-- Start of Recorded information --

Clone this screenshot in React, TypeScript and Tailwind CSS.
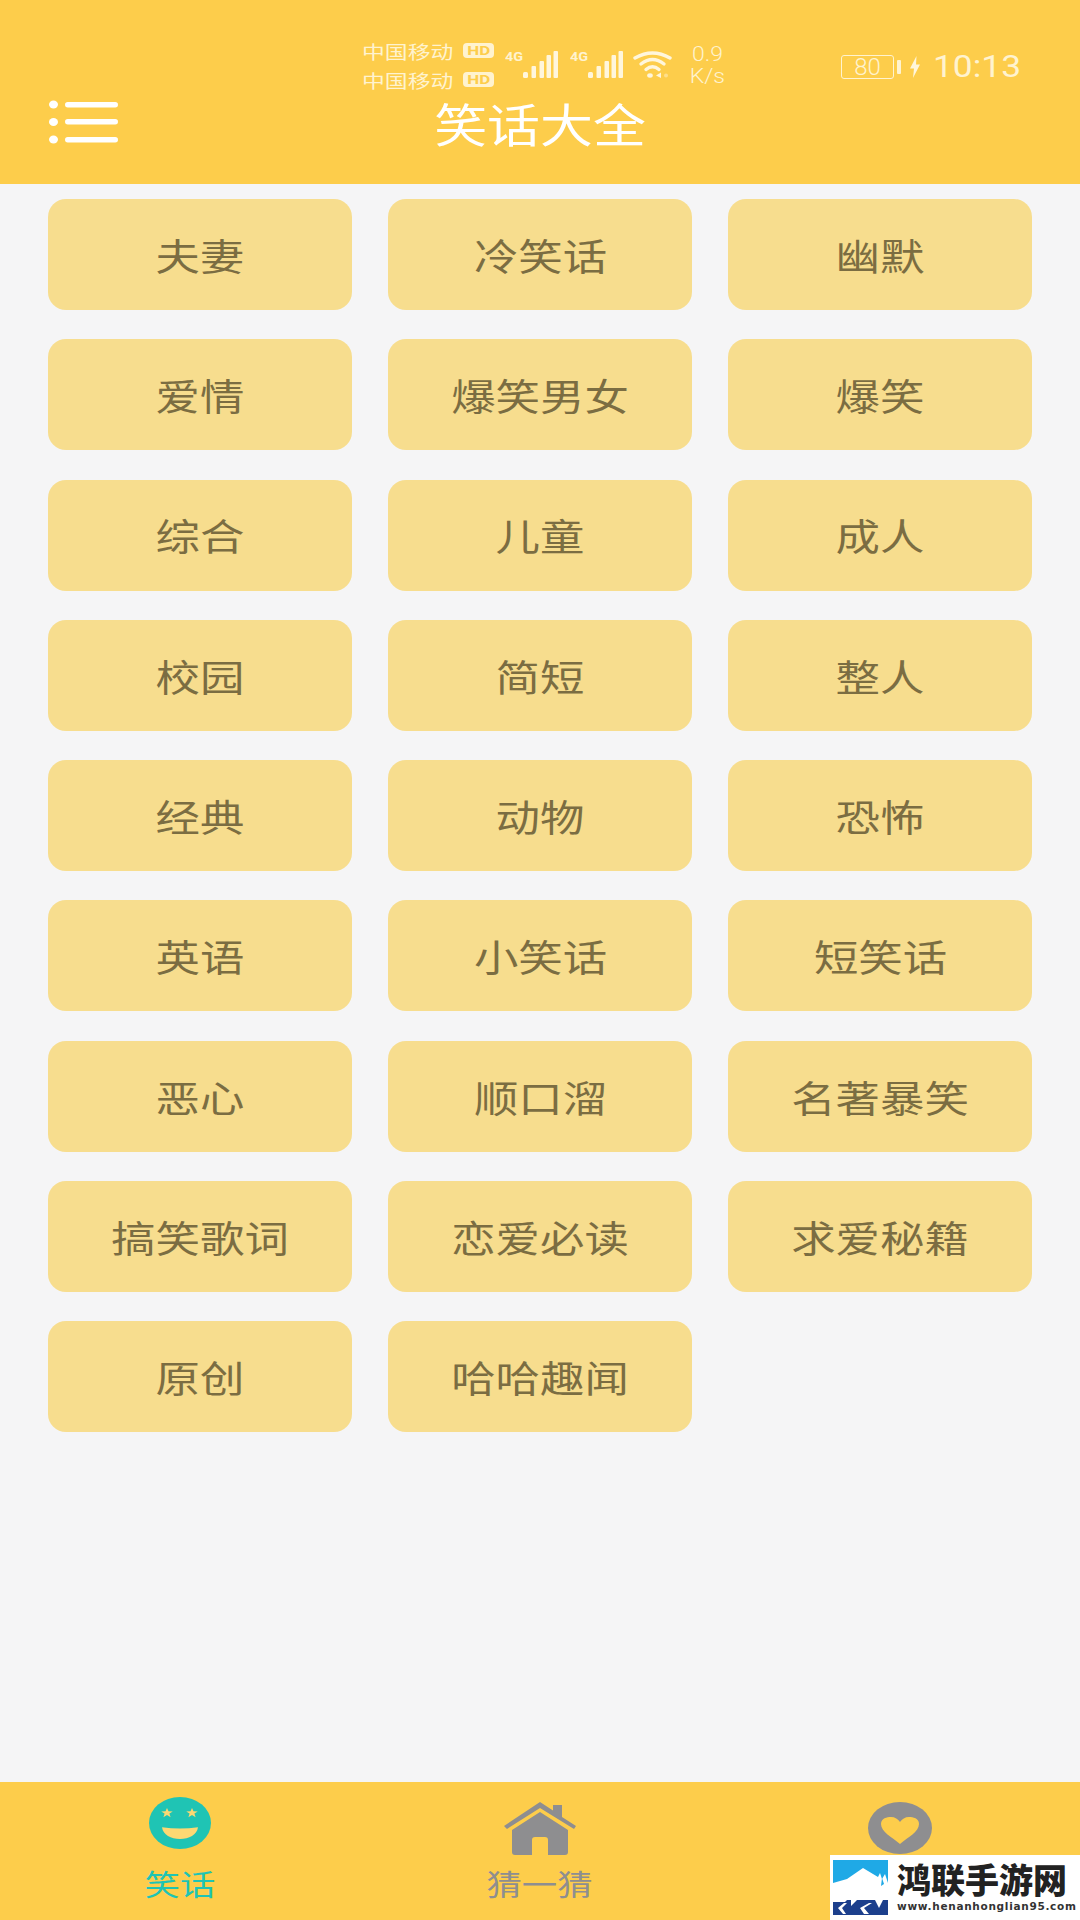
import React from 'react'

const cjk = "font-['Noto_Sans_CJK_SC','Noto_Sans',sans-serif]"

const items = [
  '夫妻', '冷笑话', '幽默',
  '爱情', '爆笑男女', '爆笑',
  '综合', '儿童', '成人',
  '校园', '简短', '整人',
  '经典', '动物', '恐怖',
  '英语', '小笑话', '短笑话',
  '恶心', '顺口溜', '名著暴笑',
  '搞笑歌词', '恋爱必读', '求爱秘籍',
  '原创', '哈哈趣闻',
]

// Signal bars with the small 4G tag
const Signal = () => (
  <div className="flex items-start w-[53px] h-[27px]">
    <span className="block w-[18px] mt-[1px] text-[12px] leading-[11px] font-bold text-[#fff3cf] font-['Roboto',sans-serif] origin-left scale-x-[1.2]">4G</span>
    <svg width="35" height="27" viewBox="0 0 35 27" fill="#fff6dc">
      <rect x="0" y="21" width="5" height="6" rx="1.5" />
      <rect x="8.5" y="15" width="4.5" height="12" rx="1" />
      <rect x="16.5" y="10" width="4.5" height="17" rx="1" />
      <rect x="23.5" y="4" width="4.5" height="23" rx="1" />
      <rect x="30.5" y="0" width="4.5" height="27" rx="1" />
    </svg>
  </div>
)

const Carrier = () => (
  <div className="flex items-center w-[132px] h-[29px]">
    <span className="block w-[93px] text-[18px] leading-none text-[#fff3cf] whitespace-nowrap origin-left scale-x-[1.27]">中国移动</span>
    <span className="flex items-center justify-center ml-[8px] w-[31px] h-[15px] bg-[#fff3cf] text-[#fdcd4b] text-[13px] leading-none font-bold rounded-[4px] font-['Roboto',sans-serif]">
      <span className="block scale-x-[1.3]">HD</span>
    </span>
  </div>
)

const StatusBar = () => (
  <div className="flex items-start pl-[362px] pt-[36px] h-[92px]">
    <div className="flex flex-col">
      <Carrier />
      <Carrier />
    </div>
    <div className="flex items-start ml-[11px] mt-[15px]">
      <Signal />
      <div className="ml-[12px]">
        <Signal />
      </div>
      <svg width="39" height="27" viewBox="0 0 39 27" fill="none" stroke="#fff6dc" strokeWidth="3.4" strokeLinecap="round" className="ml-[10px]">
        <path d="M2 7 Q19.5 -3 37 7" />
        <path d="M8 13 Q19.5 4 31 13" />
        <path d="M13 18.5 Q19.5 13 26 18.5" />
        <ellipse cx="17" cy="24.5" rx="2.8" ry="2.2" fill="#fff6dc" stroke="none" />
        <path d="M23 24.5 L28 21.5 V27 Z" fill="#fff6dc" stroke="none" />
        <circle cx="33" cy="24.5" r="2" fill="#fff6dc" stroke="none" opacity="0.45" />
      </svg>
    </div>
    <div className="flex flex-col items-center w-[35px] ml-[18px] mt-[7px] text-[20px] leading-[22px] text-[#fff3cf] font-['Roboto',sans-serif] font-light">
      <span className="block scale-x-[1.15]">0.9</span>
      <span className="block scale-x-[1.15]">K/s</span>
    </div>
    <div className="flex items-center ml-[116px] mt-[15px]">
      <div className="flex items-center justify-center w-[53px] h-[24px] border-[1.5px] border-[#fff3cf] rounded-[3px] text-[24px] leading-none text-[#fff3cf] font-['Roboto',sans-serif] font-light">80</div>
      <div className="w-[4px] h-[14px] bg-[#fff3cf] ml-[3px] rounded-[1px]" />
      <svg width="10" height="22" viewBox="0 0 10 22" fill="#fff6dc" className="ml-[9px]">
        <path d="M6.5 0 L0 12.5 H4 L3 22 L10 8.5 H6 Z" />
      </svg>
      <span className="block w-[86px] ml-[13px] text-[31px] leading-none text-[#fff3cf] font-['Roboto',sans-serif] whitespace-nowrap origin-left scale-x-[1.14]">10:13</span>
    </div>
  </div>
)

const MenuIcon = () => (
  <svg width="72" height="48" viewBox="0 0 72 48" fill="#fff" className="absolute left-[48px] top-[98px]">
    <ellipse cx="5.5" cy="6.5" rx="4.5" ry="4" />
    <ellipse cx="5.5" cy="24" rx="4.5" ry="4" />
    <ellipse cx="5.5" cy="41.5" rx="4.5" ry="4" />
    <rect x="17" y="4" width="53" height="5.5" rx="2.75" />
    <rect x="17" y="21" width="53" height="5.5" rx="2.75" />
    <rect x="17" y="39" width="53" height="5.5" rx="2.75" />
  </svg>
)

const starPoints = '0,-6 1.5,-2 5.8,-1.8 2.4,0.8 3.6,5 0,2.6 -3.6,5 -2.4,0.8 -5.8,-1.8 -1.5,-2'

const SmileIcon = () => (
  <svg width="62" height="52" viewBox="0 0 62 62" preserveAspectRatio="none">
    <circle cx="31" cy="31" r="31" fill="#1fc4b4" />
    <polygon points={starPoints} transform="translate(18 19)" fill="#fdd873" />
    <polygon points={starPoints} transform="translate(43 19)" fill="#fdd873" />
    <path d="M13 36 Q31 39 49 36 C48 45 40 50 31 50 C22 50 14 45 13 36 Z" fill="#fdd873" />
  </svg>
)

const HomeIcon = () => (
  <svg width="72" height="53" viewBox="0 0 72 53" fill="#8e8e90">
    <path d="M0 24 L36 0 L49 8.5 V3 H58 V15 L72 24 L70 27 L36 6 L3 27 Z" />
    <path d="M8 28 L36 10 L64 28 V50 Q64 53 61 53 H44 V38 Q44 35 41 35 H31 Q28 35 28 38 V53 H11 Q8 53 8 50 Z" />
  </svg>
)

const HeartIcon = () => (
  <svg width="64" height="52" viewBox="0 0 64 52">
    <ellipse cx="32" cy="26" rx="32" ry="26" fill="#8e8e90" />
    <path d="M32 42 C24 35 13 30 13 22 C13 16 19 15 23 15 C27 15 30 17 32 20 C34 17 37 15 41 15 C45 15 51 16 51 22 C51 30 40 35 32 42 Z" fill="#fdcd4b" />
  </svg>
)

const WatermarkLogo = () => (
  <svg width="55" height="55" viewBox="0 0 55 55">
    <rect width="55" height="55" fill="#1fa9e6" />
    <path d="M0 23 L14 19 L30 8 L45 17 L47 13 L49 19 L52 14 L55 23 V40 H0 Z" fill="#fff" />
    <path d="M0 40 H55 V55 H0 Z" fill="#1c3f8c" />
    <path d="M20 30 H44 L50 40 L46 48 L42 40 H24 L18 46 V38 Z" fill="#fff" />
    <path d="M0 40 L8 36 L16 38 L12 42 H0 Z" fill="#fff" />
    <path d="M11 43 L5 48 L10 54 H13 L9 48 L14 43 Z M36 43 L27 48 L31 54 H36 L31 48 L39 43 Z" fill="#fff" />
    <path d="M49 18 L51 24 L48 26 Z" fill="#1fa9e6" />
  </svg>
)

// Watermark that sits over the bottom right corner
const Watermark = () => (
  <div className="absolute right-0 bottom-0 w-[250px] h-[65px] bg-white flex items-start pl-[3px] pt-[5px]">
    <WatermarkLogo />
    <div className="ml-[9px] flex flex-col">
      <span className="text-[34px] leading-[38px] font-black text-[#222] font-['Noto_Sans_CJK_SC',serif] whitespace-nowrap">鸿联手游网</span>
      <span className="text-[10.5px] leading-[14px] mt-[1px] font-bold tracking-[0.7px] text-[#333] font-['DejaVu_Sans',sans-serif] whitespace-nowrap">www.henanhonglian95.com</span>
    </div>
  </div>
)

export default function App() {
  return (
    <div className={`relative w-[1080px] h-[1920px] flex flex-col bg-[#f5f5f6] overflow-hidden ${cjk}`}>
      {/* header */}
      <div className="relative h-[184px] shrink-0 bg-[#fdcd4b]">
        <StatusBar />
        <MenuIcon />
        <div className="text-center text-white text-[46px] leading-[60px]">
          <span className="inline-block scale-x-[1.15]">笑话大全</span>
        </div>
      </div>

      {/* category grid */}
      <div className="flex-1 grid grid-cols-[304px_304px_304px] auto-rows-[111px] gap-x-[36px] gap-y-[29.3px] pl-[48px] pt-[15px] content-start">
        {items.map((item) => (
          <div key={item} className="flex items-center justify-center pt-[2px] rounded-[18px] bg-[#f7dd8e] text-[#7b6d42] text-[37px]">
            <span className="inline-block whitespace-nowrap scale-x-[1.2]">{item}</span>
          </div>
        ))}
      </div>

      {/* bottom tabs */}
      <div className="relative h-[138px] shrink-0 bg-[#fdcd4b] grid grid-cols-3">
        <div className="flex flex-col items-center">
          <div className="h-[81px] pt-[15px]">
            <SmileIcon />
          </div>
          <span className="text-[#1fc4b4] text-[29px] leading-[40px] scale-x-[1.22]">笑话</span>
        </div>
        <div className="flex flex-col items-center">
          <div className="h-[81px] pt-[20px]">
            <HomeIcon />
          </div>
          <span className="text-[#8e8e90] text-[29px] leading-[40px] scale-x-[1.22]">猜一猜</span>
        </div>
        <div className="flex flex-col items-center">
          <div className="h-[81px] pt-[20px]">
            <HeartIcon />
          </div>
        </div>
        <Watermark />
      </div>
    </div>
  )
}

-- End of Recorded information --

## Work to be completed
Look through the lines above and collect those with the word "React".

## Solution for this task
Clone this screenshot in React, TypeScript and Tailwind CSS.
import React from 'react'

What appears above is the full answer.